Fue un partido que sin descuidar nuestro pasado reciente, como tampoco lo hizo Adolfo Suárez, nunca se sintió secuestrado por una historia que había pasado dramáticamente a galope por todos los españoles. Miraron fundamentalmente hacia el futuro porque las sociedades que se ensimisman con los rencores de sus mayores no progresan. «Nosotros somos quienes somos. / ¡Basta de historia y de cuentos! / ¡Allá los muertos! Que entierren como Dios manda a sus muertos. / No vivimos del pasado, / ni damos cuerda al recuerdo. / Somos, turbia y fresca, un agua que atropella sus comienzos», de Gabriel Celaya.

Siempre fueron un partido con vocación mayoritaria. Nunca se dirigieron solo a los suyos; se dirigieron, en aquellos años llenos de esperanza para la mayoría, a los españoles. Hacer un discurso para la mayoría les obligó a la moderación política y les alejó de las cavernas ideológicas de quienes se creen en posesión del Santo Grial para salvar a la Humanidad aunque esta no quiera.

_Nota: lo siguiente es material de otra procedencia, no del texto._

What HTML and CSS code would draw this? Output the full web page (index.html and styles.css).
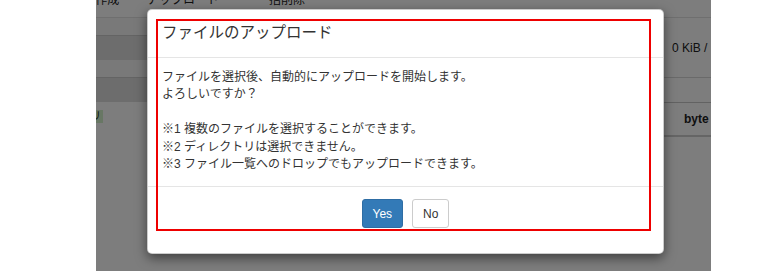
FILE: index.html
```html
<!DOCTYPE html>
<html lang="ja">
<head>
    <meta charset="UTF-8">
    <meta name="viewport" content="width=device-width, initial-scale=1.0">
    <title>ファイルのアップロード</title>
    <link rel="stylesheet" href="styles.css">
</head>
<body>
    <div class="screen">
        <div class="page">
            <nav class="topnav">
                <span class="nav-item first">ディレクトリ作成</span>
                <span class="nav-item">アップロード</span>
                <span class="nav-item">一括削除</span>
            </nav>

            <div class="page-body">
                <aside class="sidebar">
                    <div class="side-item"></div>
                    <div class="side-item dark"></div>
                    <div class="side-item"></div>
                    <div class="side-item dark"></div>
                    <div class="side-badge"><span class="badge">ディレクトリ</span></div>
                </aside>

                <div class="main">
                    <div class="usage">
                        <div class="usage-bar"></div>
                        <span class="usage-text">0 KiB / 10 GiB</span>
                    </div>
                    <div class="toolbar"></div>
                    <div class="table-head">
                        <span>名前</span>
                        <span>更新日時</span>
                        <span class="size-col">byte</span>
                    </div>
                </div>
            </div>

            <div class="backdrop"></div>

            <div class="modal">
                <div class="modal-header">
                    <h4 class="modal-title">ファイルのアップロード</h4>
                </div>
                <div class="modal-body">
                    <p>ファイルを選択後、自動的にアップロードを開始します。<br>よろしいですか？</p>
                    <p>※1 複数のファイルを選択することができます。<br>※2 ディレクトリは選択できません。<br>※3 ファイル一覧へのドロップでもアップロードできます。</p>
                </div>
                <div class="modal-footer">
                    <button class="btn btn-primary">Yes</button>
                    <button class="btn btn-default">No</button>
                </div>
                <!-- annotation frame -->
                <div class="highlight"></div>
            </div>
        </div>
    </div>
</body>
</html>
```

FILE: styles.css
```css
body {
    margin: 0;
    background-color: #fff;
    font-family: "Liberation Sans", "Noto Sans CJK JP", sans-serif;
    color: #333;
}
.screen {
    width: 780px;
    height: 271px;
    overflow: hidden;
}
.page {
    position: relative;
    margin-left: 96px;
    width: 615px;
    height: 271px;
    background-color: #fff;
    overflow: hidden;
}
.topnav {
    display: flex;
    height: 18px;
    border-bottom: 1px solid #e2e2e2;
    box-sizing: border-box;
    font-size: 12px;
    line-height: 12px;
}
.nav-item {
    margin-top: -6px;
    white-space: nowrap;
    color: #222;
}
.nav-item.first {
    margin-left: -72px;
    width: 123px;
}
.nav-item + .nav-item {
    margin-right: 38px;
}
.page-body {
    display: flex;
}
.sidebar {
    width: 99px;
    flex-shrink: 0;
}
.side-item {
    height: 17px;
    background-color: #f6f6f6;
}
.side-item.dark {
    height: 25px;
    background-color: #dedede;
    border-top: 1px solid #ccc;
    box-sizing: border-box;
}
.side-badge {
    padding-top: 8px;
    font-size: 11px;
    white-space: nowrap;
}
.badge {
    display: inline-block;
    margin-left: -62px;
    padding: 0 2px;
    line-height: 13px;
    background-color: #d5f2cc;
    color: #1f3d1f;
}
.main {
    flex: 1;
}
.usage {
    display: flex;
    align-items: center;
    height: 60px;
    border-bottom: 1px solid #d8d8d8;
    box-sizing: border-box;
    font-size: 12px;
}
.usage-bar {
    width: 477px;
    flex-shrink: 0;
}
.usage-text {
    white-space: nowrap;
    color: #222;
}
.toolbar {
    height: 25px;
    border-bottom: 1px solid #c8c8c8;
    box-sizing: border-box;
}
.table-head {
    display: grid;
    grid-template-columns: 300px 189px 60px;
    height: 34px;
    align-items: center;
    border-bottom: 2px solid #cfcfcf;
    box-sizing: border-box;
    font-size: 12px;
    font-weight: bold;
    color: #222;
}
.backdrop {
    position: absolute;
    top: 0;
    left: 0;
    right: 0;
    bottom: 0;
    background-color: rgba(0, 0, 0, 0.51);
}
.modal {
    position: absolute;
    left: 51px;
    top: 9px;
    width: 517px;
    box-sizing: border-box;
    background-color: #fff;
    border: 1px solid rgba(0, 0, 0, 0.2);
    border-radius: 5px;
    box-shadow: 0 4px 12px rgba(0, 0, 0, 0.5);
}
.modal-header {
    padding: 12px 14px 13px;
    border-bottom: 1px solid #e5e5e5;
}
.modal-title {
    margin: 0;
    font-size: 15.5px;
    font-weight: normal;
    line-height: 22px;
    color: #333;
}
.modal-body {
    padding: 11px 14px 13px;
    font-size: 12px;
    line-height: 17.4px;
}
.modal-body p {
    margin: 0;
}
.modal-body p + p {
    margin-top: 17.4px;
}
.modal-footer {
    display: flex;
    justify-content: center;
    gap: 9px;
    padding: 12px 15px 25px;
    border-top: 1px solid #e5e5e5;
}
.btn {
    height: 29px;
    padding: 0 10px;
    font-family: "Liberation Sans", sans-serif;
    font-size: 12px;
    border: 1px solid transparent;
    border-radius: 3px;
    cursor: pointer;
}
.btn-primary {
    background-color: #337ab7;
    border-color: #2e6da4;
    color: #fff;
}
.btn-default {
    background-color: #fff;
    border-color: #ccc;
    color: #333;
}
.highlight {
    position: absolute;
    left: 8px;
    top: 9px;
    width: 495px;
    height: 212px;
    box-sizing: border-box;
    border: 2px solid #ee0000;
    pointer-events: none;
}
```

Esa apertura de su discurso la hicieron compatible con el rechazo a propuestas ideológicas en aquel tiempo todavía en boga en el panorama internacional, como el comunismo y otras que siempre han gozado en España de un inmerecido prestigio, como la de los nacionalistas periféricos.

Reformistas que miraban al futuro, moderados que integraron a España en Occidente, complementaron la labor iniciada por una generación de políticos muy valiosa, liderada por Adolfo Suárez, injustamente zaherido en su momento.

No debemos reducir el número de los socialistas a los citados hasta ahora, pero aquellos, los protagonistas, no fueron personas de una sola batalla en su vida. Estuvieron entonces dispuestos a perder su libertad, luego a enfrentarse a sus propios compañeros por la defensa de la clase trabajadora y ahora a ser injustamente injuriados por defender sus ideas. Debemos agradecer mucho a todos los que dieron aquella batalla de renovación, piensen lo que piensen ahora, pero hay que recordar a los cuatro o cinco personajes insobornables que siguieron defendiendo lo que creían justo.

Por mi parte, termino dejando a los lectores que pongan los reparos razonables que consideren, aceptados de antemano, y reivindicando a ese grupo reducido de personas, porque sin arriesgarse a ser libres, a ganar o perder con sus ideas, la política no merece la pena ni para quienes la practican ni para quienes la sufren.